Create own functions to filter features based on the following criteria:

* lower variance than x
* number of missing values is more than *x* %
* one of each pair of features, which are correlated together more than *x*

Use two data sources as input:
- output dataset from the feature engineering exercise last week.
- output dataset from the PCA exercise

Apply your functions to the combination of these two datasource and come up with the final dataset that can be used for training.

> #### Note
> Don't forget to keep target variable (duration_seconds) intact

In [5]:
import pandas as pd
import numpy as np

In [117]:
# output of 
pca_data = pd.read_csv("./pca_data.csv")
# output of feature engineering 
df_numeric = pd.read_csv("./df_numeric.csv")

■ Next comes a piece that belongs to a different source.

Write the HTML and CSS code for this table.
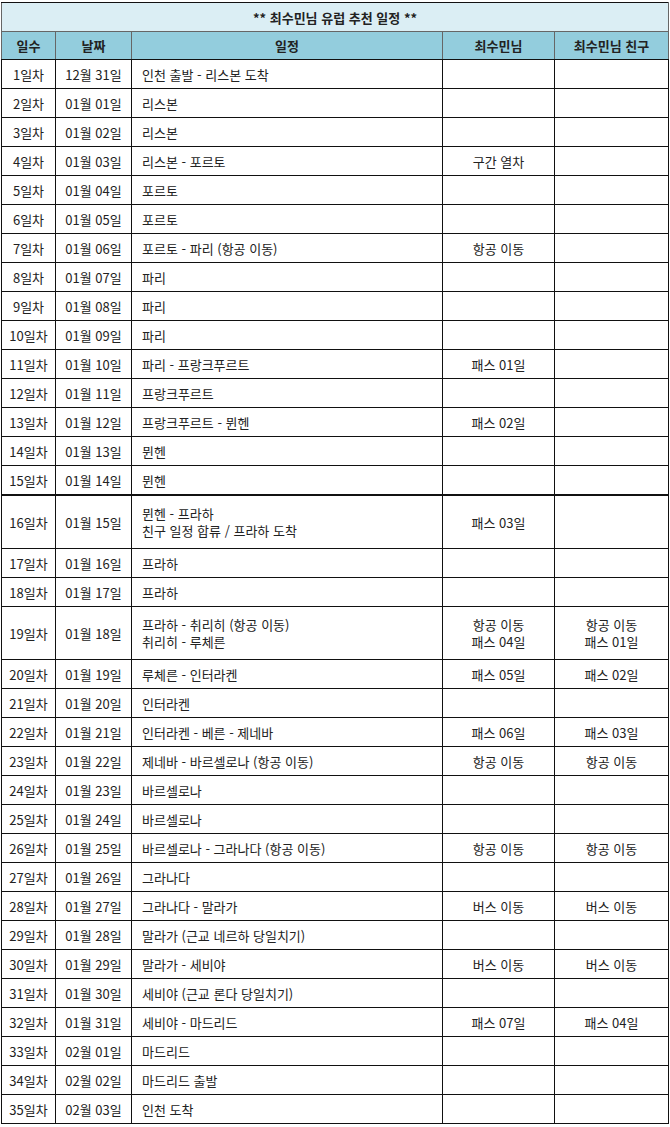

  interactivity=interactivity, compiler=compiler, result=result)


In [118]:
df = pca_data.merge(df_numeric, left_index=True, right_index=True)
print(df.shape)

(80332, 71)


In [119]:
target = df[["duration_seconds"]]
df.drop("duration_seconds",axis=1, inplace=True)

## missing values

In [120]:
def eliminateLoadsOfMissings(x, df):
    """
    x should be between 0 and 1
    """
    return df.drop(list(df.count()[df.count() / len(df) <= x].index), axis=1).fillna(df.median())

In [121]:
# we eliminate features with more than 10% missings
df = eliminateLoadsOfMissings(0.9, df)

### lower variance

In [122]:
from sklearn.feature_selection import VarianceThreshold
from sklearn.preprocessing import StandardScaler

def eliminateLowVariance(x, df):
    """
    x should be between 0 and 1
    """
    vt = VarianceThreshold(x)
    vt.fit(df)
    return df.loc[:, vt.variances_ > x]

In [123]:
df = eliminateLowVariance(0.00002, df)

In [124]:
df.shape

(80332, 50)

### correlated features

In [125]:
def eliminateCorrFeatures(coef_, df):
    """
    coef_ should be between 0 and 1
    """
    # step 1
    df_corr = df.corr().abs()

    # step 2
    indices = np.where(df_corr > coef_) 
    indices = [(df_corr.index[x], df_corr.columns[y]) for x, y in zip(*indices)
                                        if x != y and x < y]

    # step 3
    for idx in indices: #each pair
        try:
            df.drop(idx[1], axis = 1, inplace=True)
        except KeyError:
            pass
    return df

In [126]:
df = eliminateCorrFeatures(0.5, df)

In [127]:
df.shape

(80332, 39)

In [128]:
df = df.merge(target, left_index=True, right_index=True)

In [129]:
df.shape

(80332, 40)

In [130]:
df.to_csv("df_prepared.csv",index=False)